Response (7): Neuromuscular deconditioning is indeed a space effect; thanks for bringing this up as we omitted the discussion of this confounds in our original manuscript. Prolonged stay in microgravity can lead to a reduction of muscle strength, but this is mostly limited to lower limb. For example, a recent well-designed large-sample study have shown that while lower leg muscle showed significant strength reductions, no changes in mean upper body strength was found (Scott et al., 2023), consistent with previous propositions that muscle weakness is less for upper-limb muscles than for postural and lower-limb muscles (Tesch et al., 2005). Furthermore, the muscle weakness is unlikely to play a major role here since our reaching task involves small movements (~12cm) with joint torques of a magnitude of ~2N·m. Of course, we cannot completely rule out the contribution of muscle weakness; we can only postulate, based on the task itself (12 cm reaching) and systematic microgravity effect (the increase in submovements, the increase in the inter-submovements intervals, and their significant prediction on movement slowing), that muscle weakness is an unlikely major contributor for the movement slowing.
The reviewer suggests that poor coordination in microgravity might contribute to slowing down + more submovements. This is also a possibility, but we did not find evidence to support it. First, there is no clear evidence or reports about poor coordination for simple upper-limb movements like reaching investigated here. Note that reaching or aiming movement is one of the most studied tasks among astronauts. Second, we further analyzed our reaching trajectories and found no sign of curvature increase, a hallmark of poor coordination of Coriolis/centripetal torques, in our large collection of reaching movements. We probably have the largest dataset of reaching movements collected in microgravity thus far, given that we had 12 taikonauts and each of them performed about 480 to 840 reaching trials during their spaceflight. We believe the probability of Type II error is quite low here.
Citation: Tesch, P. A., Berg, H. E., Bring, D., Evans, H. J., & LeBlanc, A. D. (2005). Effects of 17-day spaceflight on knee extensor muscle function and size. European journal of applied physiology, 93(4), 463-468.
Scott J, Feiveson A, English K, et al. Effects of exercise countermeasures on multisystem function in long duration spaceflight astronauts. npj Microgravity. 2023;9(11).
(2) Modelling
a) The model description should be improved as it is currently a mix of discrete time and continuous time formulations. Moreover, an infinite-horizon cost function is used, but I thought the authors used a finite-horizon formulation with the prefixed duration provided by the movement utility maximization framework of Shadmehr et al. (Curr Biol, 2016). Furthermore, was the mass underestimation reflected both in the utility model and the optimal control model? If so, did the authors really compute the feedback control gain with the underestimated mass but simulate the system with the real mass? This is important because the mass appears both in the utility framework and in the LQ framework. Given the current interpretations, the feedforward command is assumed to be erroneous, and the feedback command would allow for motor corrections. Therefore, it could be clarified whether the feedback command also misestimates the mass or not, which may affect its efficiency. For instance, if both feedforward and feedback motor commands are based on wrong internal models (e.g., due to the mass underestimation), one may wonder how the astronauts would execute accurate goal-directed movements.

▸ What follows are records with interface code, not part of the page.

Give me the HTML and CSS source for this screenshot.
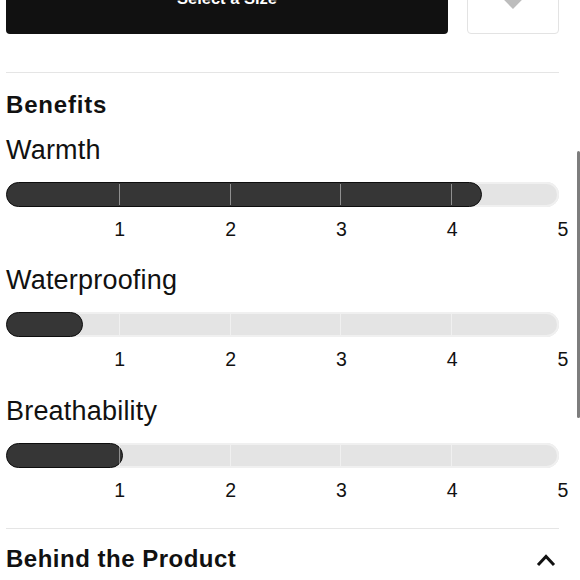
FILE: index.html
```html
<!DOCTYPE html>
<html lang="en">
<head>
<meta charset="utf-8">
<title>Benefits</title>
<link rel="stylesheet" href="styles.css">
</head>
<body>
<div class="page">
  <div class="actions">
    <button class="size-btn">Select a Size</button>
    <button class="fav-btn" aria-label="Favorite">
      <svg class="heart" viewBox="0 0 28 26" width="28" height="26"><path d="M14 25 L2.6 13.4 C-0.6 10.1 0.2 4.2 4.2 2.2 C7.6 0.5 11.4 1.6 14 4.8 C16.6 1.6 20.4 0.5 23.8 2.2 C27.8 4.2 28.6 10.1 25.4 13.4 Z" fill="#bdbdbd"/></svg>
    </button>
  </div>

  <hr class="divider first">

  <section class="benefits">
    <h2 class="section-title">Benefits</h2>

    <div class="benefit">
      <div class="benefit-name">Warmth</div>
      <div class="track">
        <div class="fill" style="width:476px"></div>
        <div class="ticks"><span></span><span></span><span></span><span></span></div>
      </div>
      <div class="scale"><span>1</span><span>2</span><span>3</span><span>4</span><span>5</span></div>
    </div>

    <div class="benefit">
      <div class="benefit-name">Waterproofing</div>
      <div class="track">
        <div class="fill" style="width:77px"></div>
        <div class="ticks"><span></span><span></span><span></span><span></span></div>
      </div>
      <div class="scale"><span>1</span><span>2</span><span>3</span><span>4</span><span>5</span></div>
    </div>

    <div class="benefit">
      <div class="benefit-name">Breathability</div>
      <div class="track">
        <div class="fill" style="width:117px"></div>
        <div class="ticks"><span></span><span></span><span></span><span></span></div>
      </div>
      <div class="scale"><span>1</span><span>2</span><span>3</span><span>4</span><span>5</span></div>
    </div>
  </section>

  <hr class="divider second">

  <div class="accordion-head">
    <h2 class="accordion-title">Behind the Product</h2>
    <svg class="chevron" viewBox="0 0 20 14" width="20" height="14"><polyline points="2,12 10,3.5 18,12" fill="none" stroke="#111" stroke-width="3"/></svg>
  </div>
</div>
<div class="scroll-indicator"></div>
</body>
</html>
```

FILE: styles.css
```css
html, body {
  margin: 0;
  padding: 0;
  background: #fff;
  overflow: hidden;
}

body {
  font-family: "Liberation Sans", Arial, Helvetica, sans-serif;
  color: #111;
}

.page {
  padding: 0 21px 0 6px;
}

.actions {
  display: flex;
  gap: 19px;
  margin-top: -40px;
  height: 74px;
}

.size-btn {
  flex: 1;
  background: #111;
  color: #fff;
  border: none;
  border-radius: 4px;
  font-family: inherit;
  font-size: 16.5px;
  font-weight: 700;
  padding: 0;
  line-height: 1;
  padding-top: 2px;
}

.fav-btn {
  width: 92px;
  background: #fff;
  border: 1px solid #e3e3e3;
  border-radius: 4px;
  padding: 0;
  display: flex;
  align-items: flex-end;
  justify-content: center;
  padding-bottom: 23px;
  box-sizing: border-box;
}

.heart {
  display: block;
}

.divider {
  border: none;
  height: 1px;
  background: #e5e5e5;
  margin: 0;
}

.divider.first {
  margin-top: 38px;
}

.section-title {
  margin: 18px 0 0;
  font-size: 24px;
  line-height: 28px;
  font-weight: 700;
  letter-spacing: 0.8px;
}

.benefit {
  display: flex;
  flex-direction: column;
}

.benefit-name {
  font-size: 27px;
  line-height: 32px;
  margin-top: 15px;
  letter-spacing: 0.2px;
}

.benefit + .benefit .benefit-name {
  margin-top: 24.3px;
}

.track {
  position: relative;
  margin-top: 16px;
  height: 25px;
  border-radius: 13px;
  background: #e4e4e4;
  box-shadow: inset 0 0 0 2px #f0f0f0;
}

.fill {
  height: 25px;
  box-sizing: border-box;
  background: #363636;
  border: 1px solid #0e0e0e;
  border-radius: 13px;
}

.ticks {
  position: absolute;
  top: 2px;
  bottom: 2px;
  left: 3px;
  display: grid;
  grid-template-columns: repeat(4, 110.8px);
  pointer-events: none;
}

.ticks span {
  border-right: 1px solid rgba(255, 255, 255, 0.45);
}

.scale {
  display: grid;
  grid-template-columns: repeat(5, 110.8px);
  margin: 11px 0 0 3px;
  font-size: 19.5px;
  line-height: 22px;
}

.scale span {
  justify-self: end;
  transform: translateX(50%);
}

.divider.second {
  margin-top: 27.6px;
}

.accordion-head {
  display: flex;
  align-items: center;
  justify-content: space-between;
  margin-top: 16px;
  padding-right: 3px;
}

.accordion-title {
  margin: 0;
  font-size: 24px;
  line-height: 28px;
  font-weight: 700;
  letter-spacing: 0.5px;
}

.chevron {
  display: block;
  margin-top: 2px;
}

.scroll-indicator {
  position: fixed;
  left: 577px;
  top: 151px;
  width: 3px;
  height: 267px;
  background: #7d7d7d;
  border-radius: 1.5px;
}
```
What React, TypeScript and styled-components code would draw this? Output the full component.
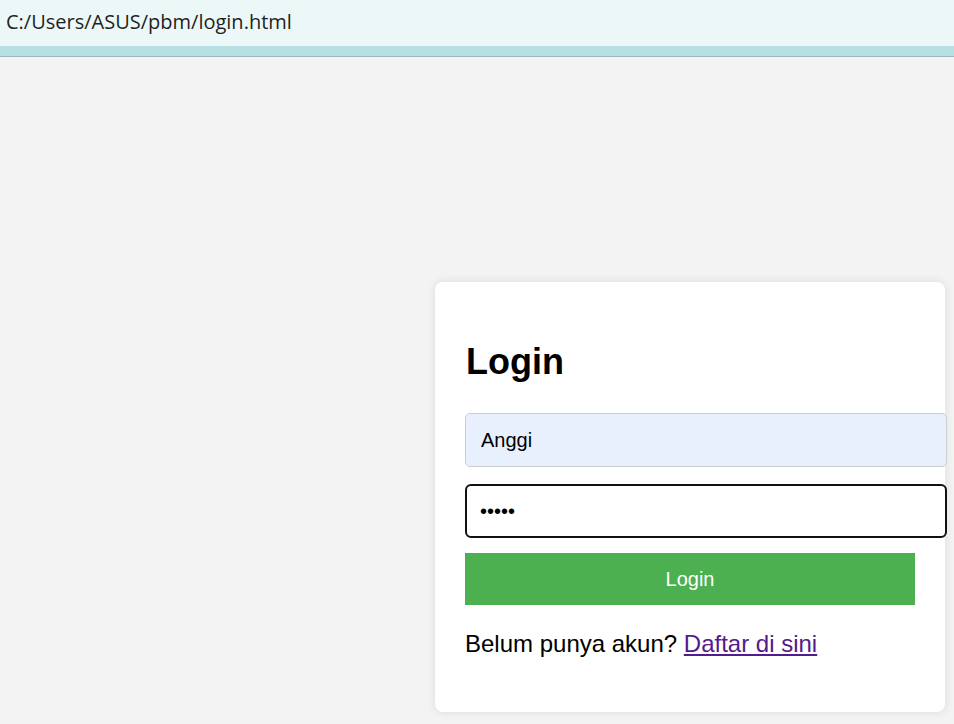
import { useEffect, useRef } from 'react';
import styled, { createGlobalStyle } from 'styled-components';

const GlobalStyle = createGlobalStyle`
    html, body {
        margin: 0;
        padding: 0;
        background: #f3f3f3;
        font-family: 'Liberation Sans', Arial, sans-serif;
    }
`;

export default function App() {
    const passwordRef = useRef<HTMLInputElement>(null);

    // Password field has focus, caret after the last character
    useEffect(() => {
        const el = passwordRef.current;
        if (!el) return;
        el.focus();
        el.setSelectionRange(el.value.length, el.value.length);
    }, []);

    return (
        <>
            <GlobalStyle />
            <AddressBar>
                <Url>C:/Users/ASUS/pbm/login.html</Url>
            </AddressBar>
            <Strip />
            <Page>
                <Card>
                    <Title>Login</Title>
                    <Form onSubmit={e => e.preventDefault()}>
                        <Field type="text" defaultValue="Anggi" autofilled />
                        <Field ref={passwordRef} type="password" defaultValue="12345" focused />
                        <Button type="submit">Login</Button>
                    </Form>
                    <Footer>
                        Belum punya akun? <Link href="#">Daftar di sini</Link>
                    </Footer>
                </Card>
            </Page>
        </>
    );
}

// Styled components
const AddressBar = styled.div`
    height: 46px;
    background: #ecf8f8;
    display: flex;
    align-items: center;
    padding-left: 6px;
`;

const Url = styled.span`
    font-family: 'Open Sans', 'Noto Sans', sans-serif;
    font-size: 20px;
    color: #1f1f1f;
    margin-top: -4px;
`;

const Strip = styled.div`
    height: 10px;
    background: #b8dfe4;
    border-bottom: 1px solid #9cb9c0;
`;

const Page = styled.main`
    display: flex;
    padding: 225px 0 12px 435px;
`;

const Card = styled.div`
    width: 450px;
    padding: 30px;
    background: #fff;
    border-radius: 8px;
    box-shadow: 0 0 10px rgba(0, 0, 0, 0.1);
`;

const Title = styled.h2`
    font-size: 36px;
    line-height: 43px;
    font-weight: 700;
    color: #000;
    margin: 28px 0 30px 1px;
`;

const Form = styled.form`
    display: flex;
    flex-direction: column;
    align-items: flex-start;
`;

const Field = styled.input<{ autofilled?: boolean; focused?: boolean }>`
    box-sizing: border-box;
    width: 482px;
    height: 54px;
    margin-bottom: ${({ focused }) => (focused ? '15px' : '17px')};
    padding: 0 ${({ focused }) => (focused ? '13px' : '15px')};
    font-family: 'Liberation Sans', Arial, sans-serif;
    font-size: 20px;
    color: #000;
    caret-color: #000;
    background: ${({ autofilled }) => (autofilled ? '#e8f0fe' : '#fff')};
    border: ${({ focused }) => (focused ? '2px solid #111' : '1px solid #ccc')};
    border-radius: ${({ focused }) => (focused ? '6px' : '5px')};
    outline: none;
`;

const Button = styled.button`
    width: 450px;
    height: 52px;
    border: none;
    background: #4caf50;
    color: #fff;
    font-family: 'Liberation Sans', Arial, sans-serif;
    font-size: 20px;
    cursor: pointer;
`;

const Footer = styled.p`
    font-size: 24px;
    line-height: 29px;
    color: #000;
    margin: 24px 0 24px;
`;

const Link = styled.a`
    color: #551a8b;
    text-decoration: underline;
`;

b) The model seems to be deterministic in its current form (no motor and sensory noise). Since the framework developed by Todorov (2005) is used, sensorimotor noise could have been readily considered. One could also assume that motor and sensory noise increase in microgravity, and the model could inform on how microgravity affects the number of submovements or endpoint variance due to sensorimotor noise changes, for instance.
c) Finally, how does the model distinguish the feedforward and feedback components of the motor command that are discussed in the paper, given that the model only yields a feedback control law? Does 'feedforward' refer to the motor plan here (i.e., the prefixed duration and arguably the precomputed feedback gain)?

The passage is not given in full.